Stated task — Reproduce the listing below exactly. Pictures do not belong in the copy.

Given information —
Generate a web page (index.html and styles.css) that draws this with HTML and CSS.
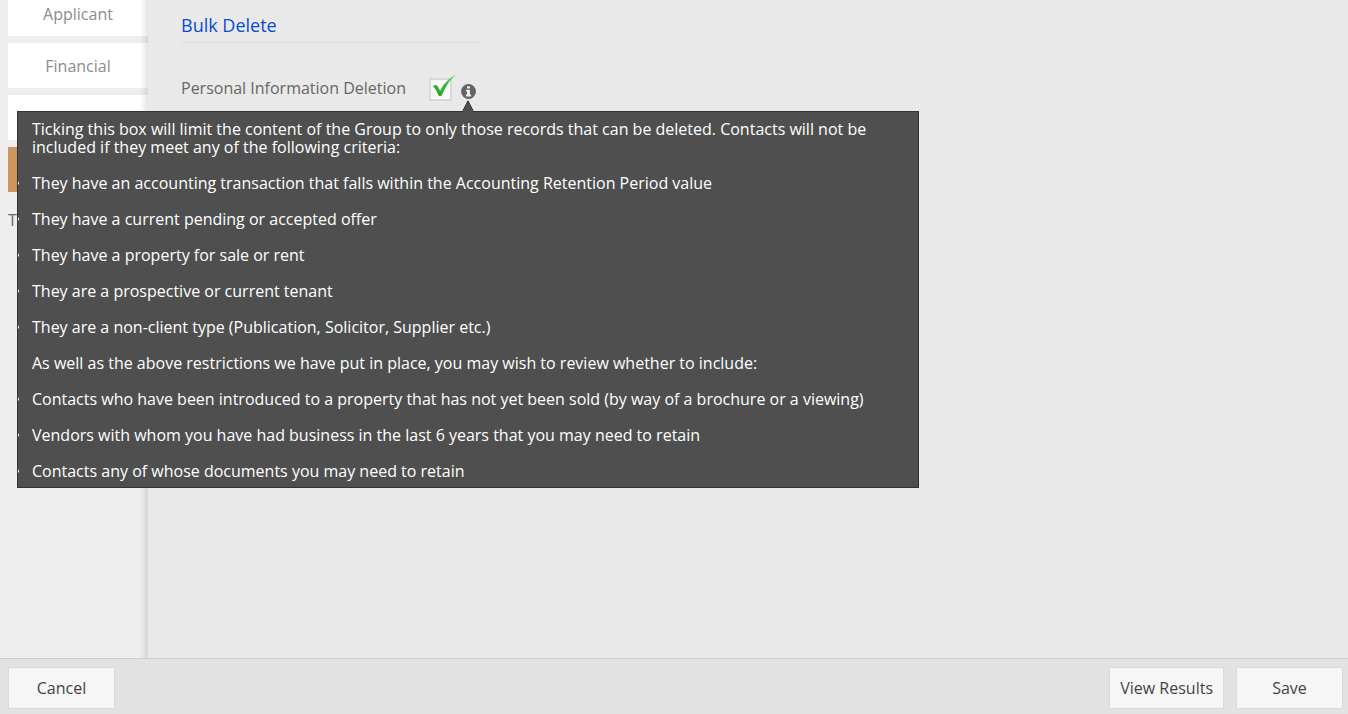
FILE: index.html
```html
<!DOCTYPE html>
<html lang="en">
<head>
    <meta charset="UTF-8">
    <meta name="viewport" content="width=device-width, initial-scale=1.0">
    <title>Bulk Delete</title>
    <link rel="stylesheet" href="styles.css">
</head>
<body>
    <div class="workspace">
        <!-- Side tabs -->
        <nav class="sidebar">
            <button type="button" class="tab">Applicant</button>
            <button type="button" class="tab">Financial</button>
            <button type="button" class="tab"></button>
            <button type="button" class="tab active"></button>
            <p class="sidebar-note">To</p>
        </nav>

        <!-- Bulk Delete form -->
        <main class="content">
            <h1>Bulk Delete</h1>
            <div class="field">
                <label for="deletion">Personal Information Deletion</label>
                <span class="checkbox">
                    <input type="checkbox" id="deletion" aria-describedby="deletion-help" checked>
                    <svg class="tick" width="26" height="28" viewBox="0 0 26 28">
                        <defs>
                            <linearGradient id="tick-fill" x1="0" y1="1" x2="1" y2="0">
                                <stop offset="0" stop-color="#1fa51f"/>
                                <stop offset="0.5" stop-color="#36b834"/>
                                <stop offset="1" stop-color="#7fd47c"/>
                            </linearGradient>
                        </defs>
                        <path d="M3 12.5 C4.5 11 6.5 10.5 7.5 12 L10.2 16.8 C14 9.5 19 4 25.8 0.8 C20 6 15.5 12.5 12 21 C11 22.8 9.2 22.8 8.2 21 C7 17.5 5.5 14.5 3 12.5 Z" fill="url(#tick-fill)"/>
                    </svg>
                </span>
                <span class="info">
                    <svg width="15" height="15" viewBox="0 0 15 15">
                        <circle cx="7.5" cy="7.5" r="7.4" fill="#636363"/>
                        <path d="M6.1 2.3h2.8v2.2H6.1z M5 5.8h3.9v4.8h1.2v1.8H4.9v-1.8h1.2V7.5H5z" fill="#f2f2f2"/>
                    </svg>
                    <div class="tooltip" id="deletion-help" role="tooltip">
                        <svg class="arrow" width="12" height="12" viewBox="0 0 12 12">
                            <path d="M0.5 12 L6 0.8 L11.5 12 Z" fill="#4f4f4f"/>
                            <path d="M0.5 11.5 L6 0.8 L11.5 11.5" fill="none" stroke="#333"/>
                        </svg>
                        <div class="tooltip-body">
                            <p>Ticking this box will limit the content of the Group to only those records that can be deleted. Contacts will not be included if they meet any of the following criteria:</p>
                            <ul>
                                <li>They have an accounting transaction that falls within the Accounting Retention Period value</li>
                                <li>They have a current pending or accepted offer</li>
                                <li>They have a property for sale or rent</li>
                                <li>They are a prospective or current tenant</li>
                                <li>They are a non-client type (Publication, Solicitor, Supplier etc.)</li>
                            </ul>
                            <p>As well as the above restrictions we have put in place, you may wish to review whether to include:</p>
                            <ul>
                                <li>Contacts who have been introduced to a property that has not yet been sold (by way of a brochure or a viewing)</li>
                                <li>Vendors with whom you have had business in the last 6 years that you may need to retain</li>
                                <li>Contacts any of whose documents you may need to retain</li>
                            </ul>
                        </div>
                    </div>
                </span>
            </div>
        </main>
    </div>

    <!-- Action bar -->
    <footer>
        <button type="button" class="btn">Cancel</button>
        <div class="actions">
            <button type="button" class="btn">View Results</button>
            <button type="button" class="btn">Save</button>
        </div>
    </footer>
</body>
</html>
```
FILE: styles.css
```css
* {
    margin: 0;
    padding: 0;
    box-sizing: border-box;
}

body {
    font-family: "Segoe UI", "Open Sans", "Noto Sans", sans-serif;
    font-size: 16px;
    display: flex;
    flex-direction: column;
    height: 100vh;
    overflow: hidden;
    background: #e9e9e9;
    color: #666;
}

button {
    font: inherit;
}

.workspace {
    display: flex;
    flex: 1;
    min-height: 0;
}

/* Side tabs */
.sidebar {
    display: flex;
    flex-direction: column;
    gap: 7px;
    width: 148px;
    padding-left: 8px;
    overflow: hidden;
    background: #eee;
    position: relative;
}

/* Inner shadow along the right edge */
.sidebar::after {
    content: "";
    position: absolute;
    top: 0;
    right: 0;
    bottom: 0;
    width: 8px;
    background: linear-gradient(to right, rgba(0, 0, 0, 0), rgba(0, 0, 0, 0.1));
}

.tab {
    flex: none;
    height: 45px;
    border: none;
    background: #fff;
    color: #8c8c8c;
}

/* The list is scrolled a little past its first tab */
.tab:first-child {
    margin-top: -9px;
}

.tab.active {
    background: #cb955b;
}

.sidebar-note {
    margin-top: 9px;
    line-height: 24px;
}

/* Form */
.content {
    flex: 1;
    padding: 8px 33px;
}

h1 {
    max-width: 299px;
    border-bottom: 1px solid #dedede;
    font-size: 18px;
    font-weight: 400;
    line-height: 34px;
    color: #0a4bd0;
}

.field {
    display: flex;
    align-items: center;
    margin-top: 32px;
    height: 28px;
}

.field label {
    width: 248px;
    padding-bottom: 2px;
}

.checkbox {
    position: relative;
    height: 23px;
}

.checkbox input {
    appearance: none;
    display: block;
    width: 23px;
    height: 23px;
    border: 2px solid #d8d8d8;
    background: #fafafa;
}

.tick {
    position: absolute;
    left: 1px;
    bottom: -1px;
    pointer-events: none;
}

.info {
    position: relative;
    height: 15px;
    margin: 5px 0 0 9px;
}

.info > svg {
    display: block;
}

/* Tooltip */
.tooltip {
    position: absolute;
    top: 27px;
    left: -444px;
    width: 902px;
    color: #fff;
    z-index: 1;
}

.arrow {
    position: absolute;
    top: -11px;
    left: 445px;
}

.tooltip-body {
    display: flex;
    flex-direction: column;
    gap: 18px;
    padding: 8px 14px 7px;
    border: 1px solid #333;
    background: #4f4f4f;
    line-height: 18px;
    overflow: hidden;
}

.tooltip ul {
    display: flex;
    flex-direction: column;
    gap: 18px;
    list-style: none;
}

.tooltip li {
    position: relative;
}

/* Bullets hang over the edge of the box */
.tooltip li::before {
    content: "";
    position: absolute;
    top: 7px;
    left: -17px;
    width: 4px;
    height: 4px;
    border-radius: 2px;
    background: #fff;
}

/* Action bar */
footer {
    display: flex;
    justify-content: space-between;
    padding: 8px 5px 5px 8px;
    border-top: 1px solid #ccc;
    background: #e2e2e2;
}

.actions {
    display: flex;
    gap: 12px;
}

.btn {
    min-width: 107px;
    height: 42px;
    padding: 0 10px;
    border: 1px solid #dadada;
    background: #f6f6f6;
    color: #444;
}
```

Task answer —
Generate a web page (index.html and styles.css) that draws this with HTML and CSS.
FILE: index.html
```html
<!DOCTYPE html>
<html lang="en">
<head>
    <meta charset="UTF-8">
    <meta name="viewport" content="width=device-width, initial-scale=1.0">
    <title>Bulk Delete</title>
    <link rel="stylesheet" href="styles.css">
</head>
<body>
    <div class="workspace">
        <!-- Side tabs -->
        <nav class="sidebar">
            <button type="button" class="tab">Applicant</button>
            <button type="button" class="tab">Financial</button>
            <button type="button" class="tab"></button>
            <button type="button" class="tab active"></button>
            <p class="sidebar-note">To</p>
        </nav>

        <!-- Bulk Delete form -->
        <main class="content">
            <h1>Bulk Delete</h1>
            <div class="field">
                <label for="deletion">Personal Information Deletion</label>
                <span class="checkbox">
                    <input type="checkbox" id="deletion" aria-describedby="deletion-help" checked>
                    <svg class="tick" width="26" height="28" viewBox="0 0 26 28">
                        <defs>
                            <linearGradient id="tick-fill" x1="0" y1="1" x2="1" y2="0">
                                <stop offset="0" stop-color="#1fa51f"/>
                                <stop offset="0.5" stop-color="#36b834"/>
                                <stop offset="1" stop-color="#7fd47c"/>
                            </linearGradient>
                        </defs>
                        <path d="M3 12.5 C4.5 11 6.5 10.5 7.5 12 L10.2 16.8 C14 9.5 19 4 25.8 0.8 C20 6 15.5 12.5 12 21 C11 22.8 9.2 22.8 8.2 21 C7 17.5 5.5 14.5 3 12.5 Z" fill="url(#tick-fill)"/>
                    </svg>
                </span>
                <span class="info">
                    <svg width="15" height="15" viewBox="0 0 15 15">
                        <circle cx="7.5" cy="7.5" r="7.4" fill="#636363"/>
                        <path d="M6.1 2.3h2.8v2.2H6.1z M5 5.8h3.9v4.8h1.2v1.8H4.9v-1.8h1.2V7.5H5z" fill="#f2f2f2"/>
                    </svg>
                    <div class="tooltip" id="deletion-help" role="tooltip">
                        <svg class="arrow" width="12" height="12" viewBox="0 0 12 12">
                            <path d="M0.5 12 L6 0.8 L11.5 12 Z" fill="#4f4f4f"/>
                            <path d="M0.5 11.5 L6 0.8 L11.5 11.5" fill="none" stroke="#333"/>
                        </svg>
                        <div class="tooltip-body">
                            <p>Ticking this box will limit the content of the Group to only those records that can be deleted. Contacts will not be included if they meet any of the following criteria:</p>
                            <ul>
                                <li>They have an accounting transaction that falls within the Accounting Retention Period value</li>
                                <li>They have a current pending or accepted offer</li>
                                <li>They have a property for sale or rent</li>
                                <li>They are a prospective or current tenant</li>
                                <li>They are a non-client type (Publication, Solicitor, Supplier etc.)</li>
                            </ul>
                            <p>As well as the above restrictions we have put in place, you may wish to review whether to include:</p>
                            <ul>
                                <li>Contacts who have been introduced to a property that has not yet been sold (by way of a brochure or a viewing)</li>
                                <li>Vendors with whom you have had business in the last 6 years that you may need to retain</li>
                                <li>Contacts any of whose documents you may need to retain</li>
                            </ul>
                        </div>
                    </div>
                </span>
            </div>
        </main>
    </div>

    <!-- Action bar -->
    <footer>
        <button type="button" class="btn">Cancel</button>
        <div class="actions">
            <button type="button" class="btn">View Results</button>
            <button type="button" class="btn">Save</button>
        </div>
    </footer>
</body>
</html>
```
FILE: styles.css
```css
* {
    margin: 0;
    padding: 0;
    box-sizing: border-box;
}

body {
    font-family: "Segoe UI", "Open Sans", "Noto Sans", sans-serif;
    font-size: 16px;
    display: flex;
    flex-direction: column;
    height: 100vh;
    overflow: hidden;
    background: #e9e9e9;
    color: #666;
}

button {
    font: inherit;
}

.workspace {
    display: flex;
    flex: 1;
    min-height: 0;
}

/* Side tabs */
.sidebar {
    display: flex;
    flex-direction: column;
    gap: 7px;
    width: 148px;
    padding-left: 8px;
    overflow: hidden;
    background: #eee;
    position: relative;
}

/* Inner shadow along the right edge */
.sidebar::after {
    content: "";
    position: absolute;
    top: 0;
    right: 0;
    bottom: 0;
    width: 8px;
    background: linear-gradient(to right, rgba(0, 0, 0, 0), rgba(0, 0, 0, 0.1));
}

.tab {
    flex: none;
    height: 45px;
    border: none;
    background: #fff;
    color: #8c8c8c;
}

/* The list is scrolled a little past its first tab */
.tab:first-child {
    margin-top: -9px;
}

.tab.active {
    background: #cb955b;
}

.sidebar-note {
    margin-top: 9px;
    line-height: 24px;
}

/* Form */
.content {
    flex: 1;
    padding: 8px 33px;
}

h1 {
    max-width: 299px;
    border-bottom: 1px solid #dedede;
    font-size: 18px;
    font-weight: 400;
    line-height: 34px;
    color: #0a4bd0;
}

.field {
    display: flex;
    align-items: center;
    margin-top: 32px;
    height: 28px;
}

.field label {
    width: 248px;
    padding-bottom: 2px;
}

.checkbox {
    position: relative;
    height: 23px;
}

.checkbox input {
    appearance: none;
    display: block;
    width: 23px;
    height: 23px;
    border: 2px solid #d8d8d8;
    background: #fafafa;
}

.tick {
    position: absolute;
    left: 1px;
    bottom: -1px;
    pointer-events: none;
}

.info {
    position: relative;
    height: 15px;
    margin: 5px 0 0 9px;
}

.info > svg {
    display: block;
}

/* Tooltip */
.tooltip {
    position: absolute;
    top: 27px;
    left: -444px;
    width: 902px;
    color: #fff;
    z-index: 1;
}

.arrow {
    position: absolute;
    top: -11px;
    left: 445px;
}

.tooltip-body {
    display: flex;
    flex-direction: column;
    gap: 18px;
    padding: 8px 14px 7px;
    border: 1px solid #333;
    background: #4f4f4f;
    line-height: 18px;
    overflow: hidden;
}

.tooltip ul {
    display: flex;
    flex-direction: column;
    gap: 18px;
    list-style: none;
}

.tooltip li {
    position: relative;
}

/* Bullets hang over the edge of the box */
.tooltip li::before {
    content: "";
    position: absolute;
    top: 7px;
    left: -17px;
    width: 4px;
    height: 4px;
    border-radius: 2px;
    background: #fff;
}

/* Action bar */
footer {
    display: flex;
    justify-content: space-between;
    padding: 8px 5px 5px 8px;
    border-top: 1px solid #ccc;
    background: #e2e2e2;
}

.actions {
    display: flex;
    gap: 12px;
}

.btn {
    min-width: 107px;
    height: 42px;
    padding: 0 10px;
    border: 1px solid #dadada;
    background: #f6f6f6;
    color: #444;
}
```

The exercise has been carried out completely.